┌────────

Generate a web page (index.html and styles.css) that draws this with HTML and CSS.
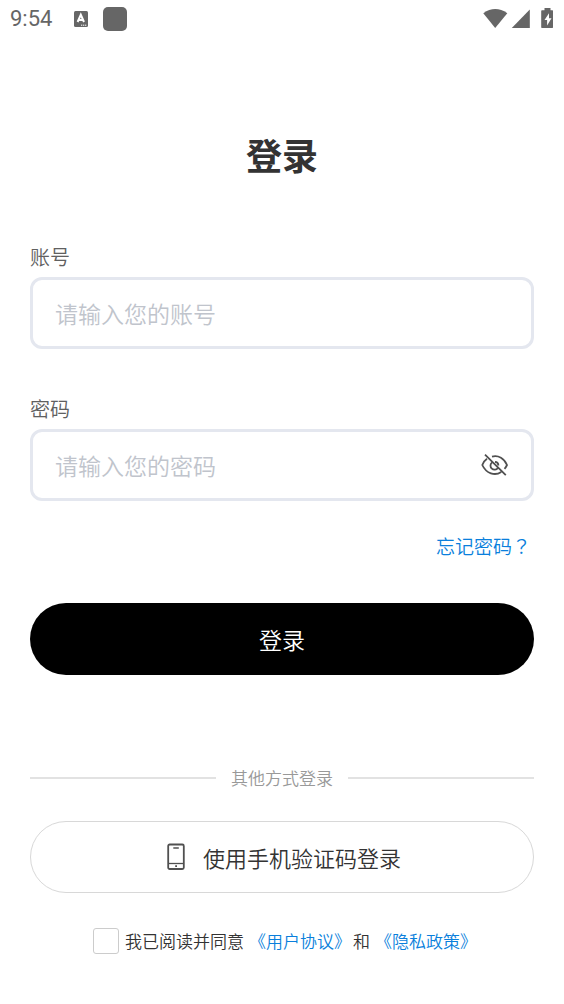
FILE: index.html
```html
<!DOCTYPE html>
<html lang="zh-CN">
<head>
<meta charset="utf-8">
<meta name="viewport" content="width=device-width, initial-scale=1">
<title>登录</title>
<link rel="stylesheet" href="styles.css">
</head>
<body>
<header class="status">
  <div class="status-side">
    <span class="clock">9:54</span>
    <svg class="keyboard" width="14" height="16" viewBox="0 0 14 16" aria-hidden="true"><rect width="14" height="16" rx="1.5" fill="#666"/><path d="M3.6 11 6.800 3.800l3.200 7.200M4.800 9h4" fill="none" stroke="#fff" stroke-width="2"/><path d="M7 14.200h1.300m.7 0h1.300m.7 0h1.300" stroke="#fff" stroke-width="1"/></svg>
    <span class="app-dot"></span>
  </div>
  <div class="status-side">
    <svg width="72" height="22" viewBox="0 0 72 22" aria-hidden="true" fill="#666"><path d="M1.3 5.2Q13.2-3 25.3 5.2L13.2 20Z"/><path d="M47.8 1.5v18.500H29.800z"/><path d="M62.500 0h6v2.200h2c.4 0 .5.4.5 1v15.800c0 .7-.2 1-.8 1h-10c-.7 0-1-.3-1-1V3.200c0-.6.4-1 1-1h2.300z"/><path d="M67 5.200 62.500 12h2.600v5.500L69.500 10.200h-2.500z" fill="#fff"/></svg>
  </div>
</header>
<main class="page">
  <h1 class="title">登录</h1>
  <form class="form">
    <label class="label" for="account">账号</label>
    <div class="field"><input class="input" id="account" type="text" placeholder="请输入您的账号"></div>
    <label class="label" for="password">密码</label>
    <div class="field">
      <input class="input" id="password" type="password" placeholder="请输入您的密码">
      <button class="eye" type="button" aria-label="显示密码">
        <svg width="28" height="24" viewBox="0 0 28 24" fill="none" stroke="#505050" stroke-width="1.800"><path d="M11 3.600C17.500 1.900 23.400 5.500 26 12C25.300 13.500 24.500 14.700 23.500 15.800M6 5.800C3.800 7.300 2.300 9.400 1.300 12C5.200 20.600 14 23.200 20.200 19M10.800 9.700a4 4 0 1 0 6 5.200M14 8.900a3.600 3.600 0 0 1 3.400 3.500M4 1.600 24.800 22.200"/></svg>
      </button>
    </div>
    <a class="forgot" href="#">忘记密码<span class="mark" lang="ja">？</span></a>
    <button class="pill primary" type="submit">登录</button>
  </form>
  <div class="divider"><span>其他方式登录</span></div>
  <button class="pill secondary" type="button">
    <svg width="18" height="28" viewBox="0 0 18 28" fill="none" stroke="#505050" stroke-width="1.800" aria-hidden="true"><rect x="1.200" y="1.500" width="15.600" height="24.500" rx="1.500"/><path d="M1.500 20.500h15" stroke-width="1.300"/><path d="M6.300 5h5.500" stroke-width="1.500"/><path d="M8.200 23.200h1.800"/></svg>
    <span>使用手机验证码登录</span>
  </button>
  <div class="agreement">
    <input class="check" id="agree" type="checkbox">
    <p class="terms"><label for="agree">我已阅读并同意</label><a href="#">《用户协议》</a>和<a href="#">《隐私政策》</a></p>
  </div>
</main>
</body>
</html>
```
FILE: styles.css
```css
* {
  box-sizing: border-box;
}

body {
  margin: 0;
  background: #fff;
  color: #333;
  font-family: "Noto Sans CJK SC", sans-serif;
  font-weight: 350;
}

a {
  color: #0a7fdc;
  text-decoration: none;
}

button,
input {
  font-family: inherit;
  font-weight: inherit;
}

.status {
  display: flex;
  justify-content: space-between;
  height: 38px;
  padding: 0 10px;
}

.status-side {
  display: flex;
  align-items: center;
}

.clock {
  color: #666;
  font: 400 22px/38px Roboto, sans-serif;
}

.keyboard {
  margin: 0 15px 0 22px;
}

.app-dot {
  width: 24px;
  height: 24px;
  border-radius: 5px;
  background: #666;
}

.page {
  padding: 90px 30px 40px;
}

.title {
  margin: 0 0 64px;
  font-size: 36px;
  line-height: 52px;
  text-align: center;
}

.form {
  display: flex;
  flex-direction: column;
}

.label {
  margin-bottom: 8px;
  color: #606060;
  font-size: 20px;
  line-height: 25px;
}

.field {
  display: flex;
  align-items: center;
  height: 72px;
  margin-bottom: 47px;
  padding: 0 22px;
  border: 3px solid #e4e7ef;
  border-radius: 12px;
}

.input {
  flex: 1;
  min-width: 0;
  padding: 0;
  border: 0;
  outline: 0;
  background: transparent;
  color: #333;
  font-size: 23px;
  line-height: 36px;
}

.input::placeholder {
  color: #c0c4cc;
}

.eye {
  display: flex;
  padding: 0;
  border: 0;
  background: none;
}

.forgot {
  align-self: flex-end;
  margin: -15px 3px 44px 0;
  font-size: 19px;
  line-height: 26px;
}

.mark {
  font-family: "Noto Sans CJK JP", sans-serif;
}

.pill {
  display: flex;
  align-items: center;
  justify-content: center;
  width: 100%;
  height: 72px;
  padding: 0;
  border-radius: 36px;
}

.primary {
  border: 0;
  background: #000;
  color: #fff;
  font-size: 23px;
}

.divider {
  display: flex;
  align-items: center;
  gap: 15px;
  margin: 91px 0 31px;
  color: #999;
  font-size: 17px;
  line-height: 24px;
}

.divider::before,
.divider::after {
  content: "";
  flex: 1;
  height: 2px;
  background: #e2e2e2;
}

.secondary {
  gap: 18px;
  padding-left: 4px;
  border: 1px solid #d8d8d8;
  background: #fff;
  color: #333;
  font-size: 22px;
}

.agreement {
  display: flex;
  align-items: center;
  justify-content: center;
  gap: 6px;
  margin-top: 35px;
  padding-left: 8px;
}

.check {
  appearance: none;
  width: 26px;
  height: 26px;
  margin: 0;
  border: 1px solid #ccc;
  border-radius: 3px;
}

.check:checked {
  background: #0a7fdc;
}

.terms {
  margin: 0;
  font-size: 17px;
  line-height: 26px;
}

.terms a {
  margin: 0 2px 0 5px;
}
```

└────────

TASK INSTRUCTIONS :: Reproduce the listing above exactly, excluding all pictures.

SOLUTION TO THIS EXERCISE ::
Generate a web page (index.html and styles.css) that draws this with HTML and CSS.
FILE: index.html
```html
<!DOCTYPE html>
<html lang="zh-CN">
<head>
<meta charset="utf-8">
<meta name="viewport" content="width=device-width, initial-scale=1">
<title>登录</title>
<link rel="stylesheet" href="styles.css">
</head>
<body>
<header class="status">
  <div class="status-side">
    <span class="clock">9:54</span>
    <svg class="keyboard" width="14" height="16" viewBox="0 0 14 16" aria-hidden="true"><rect width="14" height="16" rx="1.5" fill="#666"/><path d="M3.6 11 6.800 3.800l3.200 7.200M4.800 9h4" fill="none" stroke="#fff" stroke-width="2"/><path d="M7 14.200h1.300m.7 0h1.300m.7 0h1.300" stroke="#fff" stroke-width="1"/></svg>
    <span class="app-dot"></span>
  </div>
  <div class="status-side">
    <svg width="72" height="22" viewBox="0 0 72 22" aria-hidden="true" fill="#666"><path d="M1.3 5.2Q13.2-3 25.3 5.2L13.2 20Z"/><path d="M47.8 1.5v18.500H29.800z"/><path d="M62.500 0h6v2.200h2c.4 0 .5.4.5 1v15.800c0 .7-.2 1-.8 1h-10c-.7 0-1-.3-1-1V3.200c0-.6.4-1 1-1h2.300z"/><path d="M67 5.200 62.500 12h2.600v5.500L69.500 10.200h-2.500z" fill="#fff"/></svg>
  </div>
</header>
<main class="page">
  <h1 class="title">登录</h1>
  <form class="form">
    <label class="label" for="account">账号</label>
    <div class="field"><input class="input" id="account" type="text" placeholder="请输入您的账号"></div>
    <label class="label" for="password">密码</label>
    <div class="field">
      <input class="input" id="password" type="password" placeholder="请输入您的密码">
      <button class="eye" type="button" aria-label="显示密码">
        <svg width="28" height="24" viewBox="0 0 28 24" fill="none" stroke="#505050" stroke-width="1.800"><path d="M11 3.600C17.500 1.900 23.400 5.500 26 12C25.300 13.500 24.500 14.700 23.500 15.800M6 5.800C3.800 7.300 2.300 9.400 1.300 12C5.200 20.600 14 23.200 20.200 19M10.800 9.700a4 4 0 1 0 6 5.200M14 8.900a3.600 3.600 0 0 1 3.400 3.500M4 1.600 24.800 22.200"/></svg>
      </button>
    </div>
    <a class="forgot" href="#">忘记密码<span class="mark" lang="ja">？</span></a>
    <button class="pill primary" type="submit">登录</button>
  </form>
  <div class="divider"><span>其他方式登录</span></div>
  <button class="pill secondary" type="button">
    <svg width="18" height="28" viewBox="0 0 18 28" fill="none" stroke="#505050" stroke-width="1.800" aria-hidden="true"><rect x="1.200" y="1.500" width="15.600" height="24.500" rx="1.500"/><path d="M1.500 20.500h15" stroke-width="1.300"/><path d="M6.300 5h5.500" stroke-width="1.500"/><path d="M8.200 23.200h1.800"/></svg>
    <span>使用手机验证码登录</span>
  </button>
  <div class="agreement">
    <input class="check" id="agree" type="checkbox">
    <p class="terms"><label for="agree">我已阅读并同意</label><a href="#">《用户协议》</a>和<a href="#">《隐私政策》</a></p>
  </div>
</main>
</body>
</html>
```
FILE: styles.css
```css
* {
  box-sizing: border-box;
}

body {
  margin: 0;
  background: #fff;
  color: #333;
  font-family: "Noto Sans CJK SC", sans-serif;
  font-weight: 350;
}

a {
  color: #0a7fdc;
  text-decoration: none;
}

button,
input {
  font-family: inherit;
  font-weight: inherit;
}

.status {
  display: flex;
  justify-content: space-between;
  height: 38px;
  padding: 0 10px;
}

.status-side {
  display: flex;
  align-items: center;
}

.clock {
  color: #666;
  font: 400 22px/38px Roboto, sans-serif;
}

.keyboard {
  margin: 0 15px 0 22px;
}

.app-dot {
  width: 24px;
  height: 24px;
  border-radius: 5px;
  background: #666;
}

.page {
  padding: 90px 30px 40px;
}

.title {
  margin: 0 0 64px;
  font-size: 36px;
  line-height: 52px;
  text-align: center;
}

.form {
  display: flex;
  flex-direction: column;
}

.label {
  margin-bottom: 8px;
  color: #606060;
  font-size: 20px;
  line-height: 25px;
}

.field {
  display: flex;
  align-items: center;
  height: 72px;
  margin-bottom: 47px;
  padding: 0 22px;
  border: 3px solid #e4e7ef;
  border-radius: 12px;
}

.input {
  flex: 1;
  min-width: 0;
  padding: 0;
  border: 0;
  outline: 0;
  background: transparent;
  color: #333;
  font-size: 23px;
  line-height: 36px;
}

.input::placeholder {
  color: #c0c4cc;
}

.eye {
  display: flex;
  padding: 0;
  border: 0;
  background: none;
}

.forgot {
  align-self: flex-end;
  margin: -15px 3px 44px 0;
  font-size: 19px;
  line-height: 26px;
}

.mark {
  font-family: "Noto Sans CJK JP", sans-serif;
}

.pill {
  display: flex;
  align-items: center;
  justify-content: center;
  width: 100%;
  height: 72px;
  padding: 0;
  border-radius: 36px;
}

.primary {
  border: 0;
  background: #000;
  color: #fff;
  font-size: 23px;
}

.divider {
  display: flex;
  align-items: center;
  gap: 15px;
  margin: 91px 0 31px;
  color: #999;
  font-size: 17px;
  line-height: 24px;
}

.divider::before,
.divider::after {
  content: "";
  flex: 1;
  height: 2px;
  background: #e2e2e2;
}

.secondary {
  gap: 18px;
  padding-left: 4px;
  border: 1px solid #d8d8d8;
  background: #fff;
  color: #333;
  font-size: 22px;
}

.agreement {
  display: flex;
  align-items: center;
  justify-content: center;
  gap: 6px;
  margin-top: 35px;
  padding-left: 8px;
}

.check {
  appearance: none;
  width: 26px;
  height: 26px;
  margin: 0;
  border: 1px solid #ccc;
  border-radius: 3px;
}

.check:checked {
  background: #0a7fdc;
}

.terms {
  margin: 0;
  font-size: 17px;
  line-height: 26px;
}

.terms a {
  margin: 0 2px 0 5px;
}
```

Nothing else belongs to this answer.